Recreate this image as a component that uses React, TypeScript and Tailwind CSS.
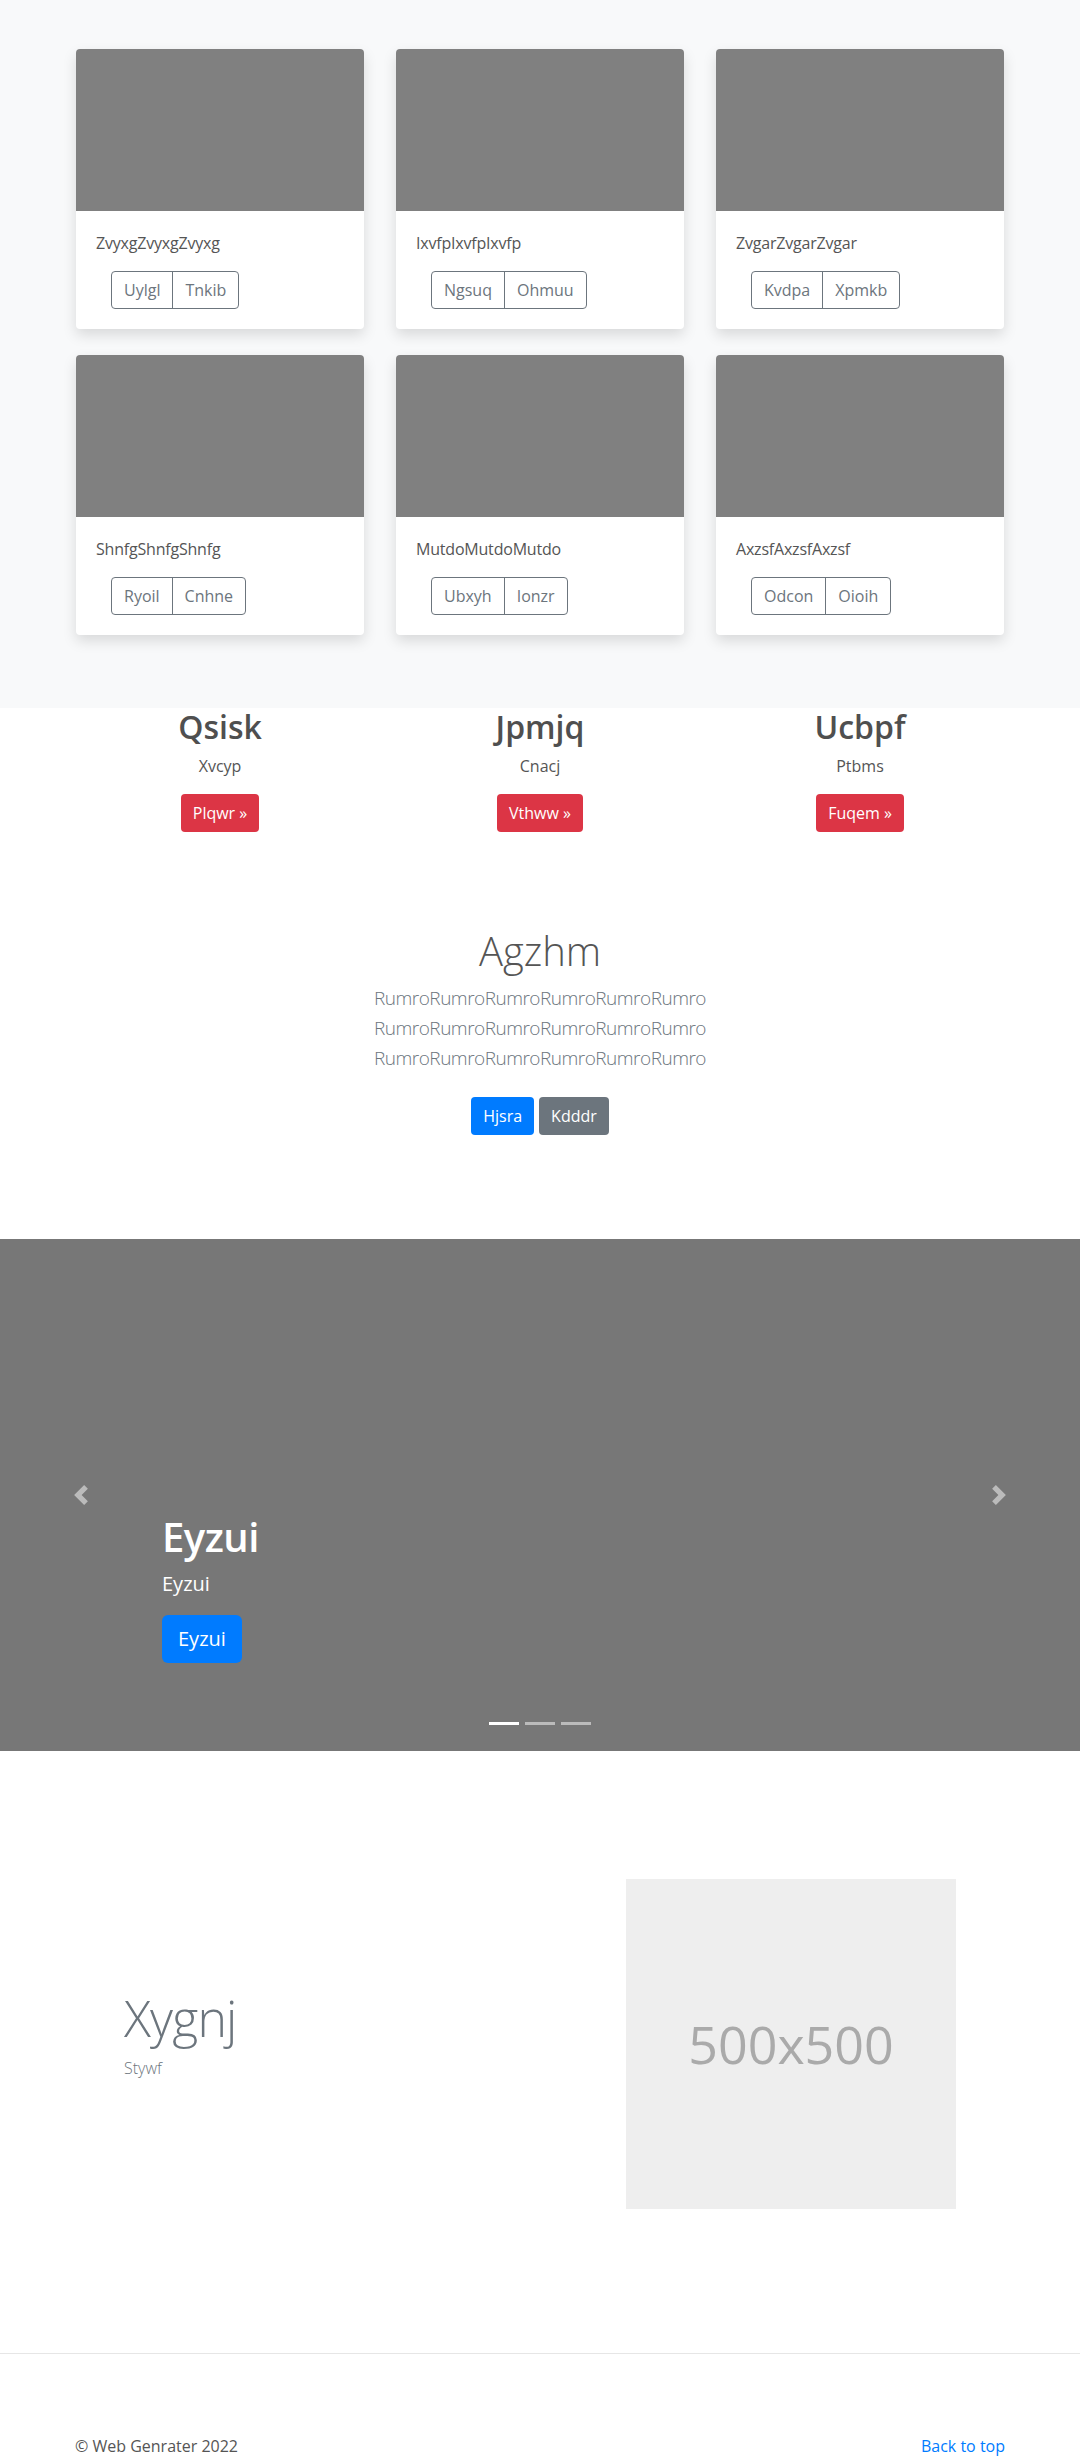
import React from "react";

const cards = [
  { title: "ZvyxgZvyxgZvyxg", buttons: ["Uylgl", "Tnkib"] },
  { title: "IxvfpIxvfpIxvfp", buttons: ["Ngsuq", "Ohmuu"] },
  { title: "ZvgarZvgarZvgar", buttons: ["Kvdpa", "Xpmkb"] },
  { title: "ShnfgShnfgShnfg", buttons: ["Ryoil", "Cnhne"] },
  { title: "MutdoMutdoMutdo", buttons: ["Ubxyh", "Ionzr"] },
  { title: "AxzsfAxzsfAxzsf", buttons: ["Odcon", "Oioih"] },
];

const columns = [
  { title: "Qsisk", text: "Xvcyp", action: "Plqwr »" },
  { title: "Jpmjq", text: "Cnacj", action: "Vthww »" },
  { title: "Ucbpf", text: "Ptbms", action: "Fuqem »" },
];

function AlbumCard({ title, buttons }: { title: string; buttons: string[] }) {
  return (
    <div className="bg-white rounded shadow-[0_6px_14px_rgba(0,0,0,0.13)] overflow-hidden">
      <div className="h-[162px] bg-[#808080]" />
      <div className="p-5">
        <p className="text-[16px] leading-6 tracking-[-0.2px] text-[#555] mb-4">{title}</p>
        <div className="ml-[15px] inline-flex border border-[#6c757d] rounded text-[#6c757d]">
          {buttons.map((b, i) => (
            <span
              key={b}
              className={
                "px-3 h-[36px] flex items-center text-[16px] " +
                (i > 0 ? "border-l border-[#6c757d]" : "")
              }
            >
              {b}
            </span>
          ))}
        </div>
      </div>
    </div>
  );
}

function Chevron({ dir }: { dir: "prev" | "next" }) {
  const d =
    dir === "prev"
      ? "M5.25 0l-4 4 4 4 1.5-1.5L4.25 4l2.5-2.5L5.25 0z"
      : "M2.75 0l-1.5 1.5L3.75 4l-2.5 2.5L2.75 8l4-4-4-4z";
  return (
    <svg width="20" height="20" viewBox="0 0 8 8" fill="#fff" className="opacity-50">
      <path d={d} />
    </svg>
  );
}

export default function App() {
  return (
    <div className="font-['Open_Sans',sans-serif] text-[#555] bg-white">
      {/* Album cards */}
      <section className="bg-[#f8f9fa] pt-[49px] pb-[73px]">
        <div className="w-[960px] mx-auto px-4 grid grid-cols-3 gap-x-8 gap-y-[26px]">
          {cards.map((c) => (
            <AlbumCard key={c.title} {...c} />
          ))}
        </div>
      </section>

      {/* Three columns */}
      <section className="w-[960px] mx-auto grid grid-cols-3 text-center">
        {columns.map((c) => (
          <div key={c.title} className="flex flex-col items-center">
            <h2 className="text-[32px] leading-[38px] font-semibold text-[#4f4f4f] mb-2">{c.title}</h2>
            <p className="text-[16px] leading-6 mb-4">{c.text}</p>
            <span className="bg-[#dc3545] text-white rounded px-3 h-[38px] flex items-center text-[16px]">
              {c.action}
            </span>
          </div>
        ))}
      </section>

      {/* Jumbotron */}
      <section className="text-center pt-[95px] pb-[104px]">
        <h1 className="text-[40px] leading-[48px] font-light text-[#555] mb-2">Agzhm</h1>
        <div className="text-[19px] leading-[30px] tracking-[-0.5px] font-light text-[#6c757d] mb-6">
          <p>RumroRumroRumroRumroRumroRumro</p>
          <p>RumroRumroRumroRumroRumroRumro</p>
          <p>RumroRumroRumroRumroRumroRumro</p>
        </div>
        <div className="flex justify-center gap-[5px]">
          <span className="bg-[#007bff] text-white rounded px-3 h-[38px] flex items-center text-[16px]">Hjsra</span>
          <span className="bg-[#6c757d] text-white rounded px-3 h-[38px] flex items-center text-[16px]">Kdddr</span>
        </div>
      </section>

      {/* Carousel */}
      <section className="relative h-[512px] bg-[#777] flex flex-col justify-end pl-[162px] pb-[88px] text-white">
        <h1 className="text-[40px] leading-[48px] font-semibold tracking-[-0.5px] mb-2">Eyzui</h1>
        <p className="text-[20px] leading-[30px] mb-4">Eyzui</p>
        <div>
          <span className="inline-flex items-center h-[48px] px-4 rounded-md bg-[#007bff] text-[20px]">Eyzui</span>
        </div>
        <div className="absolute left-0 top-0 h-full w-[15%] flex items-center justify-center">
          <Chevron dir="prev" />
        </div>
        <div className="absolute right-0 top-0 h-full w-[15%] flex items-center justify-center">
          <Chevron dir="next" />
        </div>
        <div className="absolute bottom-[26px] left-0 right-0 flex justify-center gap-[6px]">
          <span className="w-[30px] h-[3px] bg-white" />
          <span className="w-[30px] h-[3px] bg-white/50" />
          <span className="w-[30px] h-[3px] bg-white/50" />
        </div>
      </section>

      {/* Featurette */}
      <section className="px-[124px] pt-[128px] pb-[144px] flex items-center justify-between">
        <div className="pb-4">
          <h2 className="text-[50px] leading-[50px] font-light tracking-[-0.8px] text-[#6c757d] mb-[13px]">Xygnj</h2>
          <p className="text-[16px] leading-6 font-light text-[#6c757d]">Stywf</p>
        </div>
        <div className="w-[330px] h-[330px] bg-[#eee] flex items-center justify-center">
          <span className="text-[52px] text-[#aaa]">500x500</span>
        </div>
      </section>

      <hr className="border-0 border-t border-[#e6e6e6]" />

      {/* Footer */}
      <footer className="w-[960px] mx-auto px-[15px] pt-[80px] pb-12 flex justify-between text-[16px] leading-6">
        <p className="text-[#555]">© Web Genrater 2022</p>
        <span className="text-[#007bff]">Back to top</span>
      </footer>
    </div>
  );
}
______
> **AIM**: Copy out all of the data word for word. Do not carry over any picture.

> **THE SOLUTION**:
Recreate this image as a component that uses React, TypeScript and Tailwind CSS.
import React from "react";

const cards = [
  { title: "ZvyxgZvyxgZvyxg", buttons: ["Uylgl", "Tnkib"] },
  { title: "IxvfpIxvfpIxvfp", buttons: ["Ngsuq", "Ohmuu"] },
  { title: "ZvgarZvgarZvgar", buttons: ["Kvdpa", "Xpmkb"] },
  { title: "ShnfgShnfgShnfg", buttons: ["Ryoil", "Cnhne"] },
  { title: "MutdoMutdoMutdo", buttons: ["Ubxyh", "Ionzr"] },
  { title: "AxzsfAxzsfAxzsf", buttons: ["Odcon", "Oioih"] },
];

const columns = [
  { title: "Qsisk", text: "Xvcyp", action: "Plqwr »" },
  { title: "Jpmjq", text: "Cnacj", action: "Vthww »" },
  { title: "Ucbpf", text: "Ptbms", action: "Fuqem »" },
];

function AlbumCard({ title, buttons }: { title: string; buttons: string[] }) {
  return (
    <div className="bg-white rounded shadow-[0_6px_14px_rgba(0,0,0,0.13)] overflow-hidden">
      <div className="h-[162px] bg-[#808080]" />
      <div className="p-5">
        <p className="text-[16px] leading-6 tracking-[-0.2px] text-[#555] mb-4">{title}</p>
        <div className="ml-[15px] inline-flex border border-[#6c757d] rounded text-[#6c757d]">
          {buttons.map((b, i) => (
            <span
              key={b}
              className={
                "px-3 h-[36px] flex items-center text-[16px] " +
                (i > 0 ? "border-l border-[#6c757d]" : "")
              }
            >
              {b}
            </span>
          ))}
        </div>
      </div>
    </div>
  );
}

function Chevron({ dir }: { dir: "prev" | "next" }) {
  const d =
    dir === "prev"
      ? "M5.25 0l-4 4 4 4 1.5-1.5L4.25 4l2.5-2.5L5.25 0z"
      : "M2.75 0l-1.5 1.5L3.75 4l-2.5 2.5L2.75 8l4-4-4-4z";
  return (
    <svg width="20" height="20" viewBox="0 0 8 8" fill="#fff" className="opacity-50">
      <path d={d} />
    </svg>
  );
}

export default function App() {
  return (
    <div className="font-['Open_Sans',sans-serif] text-[#555] bg-white">
      {/* Album cards */}
      <section className="bg-[#f8f9fa] pt-[49px] pb-[73px]">
        <div className="w-[960px] mx-auto px-4 grid grid-cols-3 gap-x-8 gap-y-[26px]">
          {cards.map((c) => (
            <AlbumCard key={c.title} {...c} />
          ))}
        </div>
      </section>

      {/* Three columns */}
      <section className="w-[960px] mx-auto grid grid-cols-3 text-center">
        {columns.map((c) => (
          <div key={c.title} className="flex flex-col items-center">
            <h2 className="text-[32px] leading-[38px] font-semibold text-[#4f4f4f] mb-2">{c.title}</h2>
            <p className="text-[16px] leading-6 mb-4">{c.text}</p>
            <span className="bg-[#dc3545] text-white rounded px-3 h-[38px] flex items-center text-[16px]">
              {c.action}
            </span>
          </div>
        ))}
      </section>

      {/* Jumbotron */}
      <section className="text-center pt-[95px] pb-[104px]">
        <h1 className="text-[40px] leading-[48px] font-light text-[#555] mb-2">Agzhm</h1>
        <div className="text-[19px] leading-[30px] tracking-[-0.5px] font-light text-[#6c757d] mb-6">
          <p>RumroRumroRumroRumroRumroRumro</p>
          <p>RumroRumroRumroRumroRumroRumro</p>
          <p>RumroRumroRumroRumroRumroRumro</p>
        </div>
        <div className="flex justify-center gap-[5px]">
          <span className="bg-[#007bff] text-white rounded px-3 h-[38px] flex items-center text-[16px]">Hjsra</span>
          <span className="bg-[#6c757d] text-white rounded px-3 h-[38px] flex items-center text-[16px]">Kdddr</span>
        </div>
      </section>

      {/* Carousel */}
      <section className="relative h-[512px] bg-[#777] flex flex-col justify-end pl-[162px] pb-[88px] text-white">
        <h1 className="text-[40px] leading-[48px] font-semibold tracking-[-0.5px] mb-2">Eyzui</h1>
        <p className="text-[20px] leading-[30px] mb-4">Eyzui</p>
        <div>
          <span className="inline-flex items-center h-[48px] px-4 rounded-md bg-[#007bff] text-[20px]">Eyzui</span>
        </div>
        <div className="absolute left-0 top-0 h-full w-[15%] flex items-center justify-center">
          <Chevron dir="prev" />
        </div>
        <div className="absolute right-0 top-0 h-full w-[15%] flex items-center justify-center">
          <Chevron dir="next" />
        </div>
        <div className="absolute bottom-[26px] left-0 right-0 flex justify-center gap-[6px]">
          <span className="w-[30px] h-[3px] bg-white" />
          <span className="w-[30px] h-[3px] bg-white/50" />
          <span className="w-[30px] h-[3px] bg-white/50" />
        </div>
      </section>

      {/* Featurette */}
      <section className="px-[124px] pt-[128px] pb-[144px] flex items-center justify-between">
        <div className="pb-4">
          <h2 className="text-[50px] leading-[50px] font-light tracking-[-0.8px] text-[#6c757d] mb-[13px]">Xygnj</h2>
          <p className="text-[16px] leading-6 font-light text-[#6c757d]">Stywf</p>
        </div>
        <div className="w-[330px] h-[330px] bg-[#eee] flex items-center justify-center">
          <span className="text-[52px] text-[#aaa]">500x500</span>
        </div>
      </section>

      <hr className="border-0 border-t border-[#e6e6e6]" />

      {/* Footer */}
      <footer className="w-[960px] mx-auto px-[15px] pt-[80px] pb-12 flex justify-between text-[16px] leading-6">
        <p className="text-[#555]">© Web Genrater 2022</p>
        <span className="text-[#007bff]">Back to top</span>
      </footer>
    </div>
  );
}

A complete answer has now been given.